TW: Nun ja, auf unserer Australientour hatten wir durchaus auch viele Highlights, aber eben auch einige nicht so berauschende Erlebnisse; Shows mit knapp 60 Besuchern zum Beispiel, oder als wir in irgend einem Pampa-Restaurant auf der Gartenterrasse auf einer nicht wirklich vorhandenen Bühne spielten und dafür noch kurzfristig etliches Equipment selber organisieren mussten. Geschlafen haben wir damals bei Locals auf dem Boden. Das ist zwar Rock n’Roll, aber irgendwie bin ich zu alt für den Scheiss. (grinst)

MI: Was wünschst du dir für die Zukunft von bzw. mit Gloryhammer?

TW: Kurzfristig ist es sicher ein Ziel, mit dem neuen Album in die Charts einzusteigen, vielleicht hier in der Schweiz, in Deutschland oder sonst wo – ob das klappen wird hängt von den Verkaufszahlen ab sowie wo das Album gekauft wurde. Langfristig streben wir bekanntermassen die Weltherrschaft an, sowie die Realisierung besagter 21 Alben.

MI: Was wünschst du dir für deine eigene Zukunft?

TW: Nebst dem Standard-Zeugs wie Gesundheit und so weiter sind wir damit schon wieder bei der Weltherrschaft angelangt (grinst). Meine Stimme zu erhalten ist sicher ein Thema, somit einigermassen gesund zu leben. Die weiteren Wünsche sind ziemlich bünzlischweizerisch, Hauskauf beispielsweise, und in den nächsten zehn Jahren wird Familiengründung sicher aktuell – aber damit hab ich’s überhaupt nicht eilig.

MI: Habt ihr irgendein Ritual vor den Shows?

TW: Jim trinkt jeweils seine Flasche Vodka vor den Shows, ich passe auf, dass ich nicht zu viel rede und trinke Wasser, und ansonsten stehen wir in unseren blöden Klamotten blöd hinter der Bühne rum und warten darauf, dass es losgeht.

MI: 2004 hast du ein Buch geschrieben, die Nieverlore-Saga. Irgendwelche Ambitionen, mit der Schreiberei fortzufahren?
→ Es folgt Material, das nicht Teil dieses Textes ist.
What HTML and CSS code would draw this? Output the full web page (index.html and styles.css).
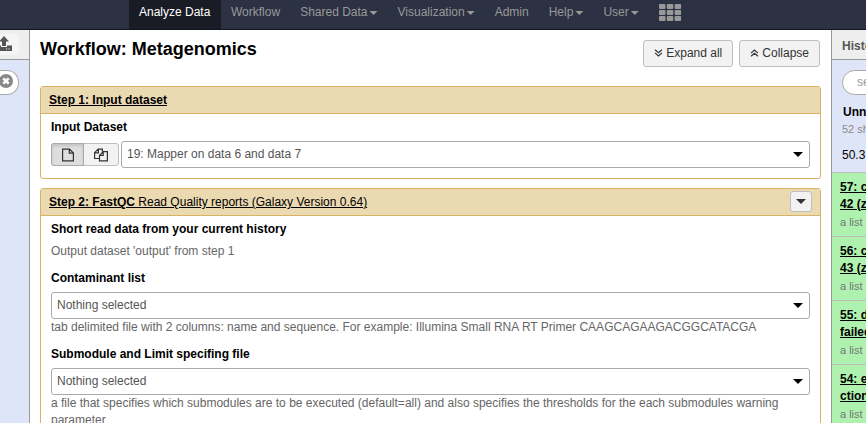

TW: Wie, das weisst du noch? (lacht verlegen)

MI: Aber ja doch.

Nun, besagtes Buch habe ich mit 14 Jahren zu schreiben begonnen und mit 18 veröffentlicht. Vor einer Weile habe ich dann tatsächlich eine Fortsetzung in Angriff genommen, welche auch schon beinahe fertig geworden wäre. Dann wurde das mit der Musik aktuell und ich hab das Projekt wieder vernachlässigt. Meine Idee war, dass, sollte ich mit der Musik jemals erfolgreich werden, auch meine Bücher davon profitieren würden. Um deine Frage abschliessend zu beantworten: Ja, ich gedenke, die ursprünglich geplante Trilogie irgendwann fertig zu stellen, und dabei vielleicht auch gleich den ersten Band meinem aktuellen Schreibstil anzupassen – damals war ich ja noch fast ein Kind!

MI: Das Buch ist nicht mehr im Verkauf erhältlich und somit heute ein begehrtes Sammelobjekt. Und damit wäre der offizielle Teil beendet, vielen Dank!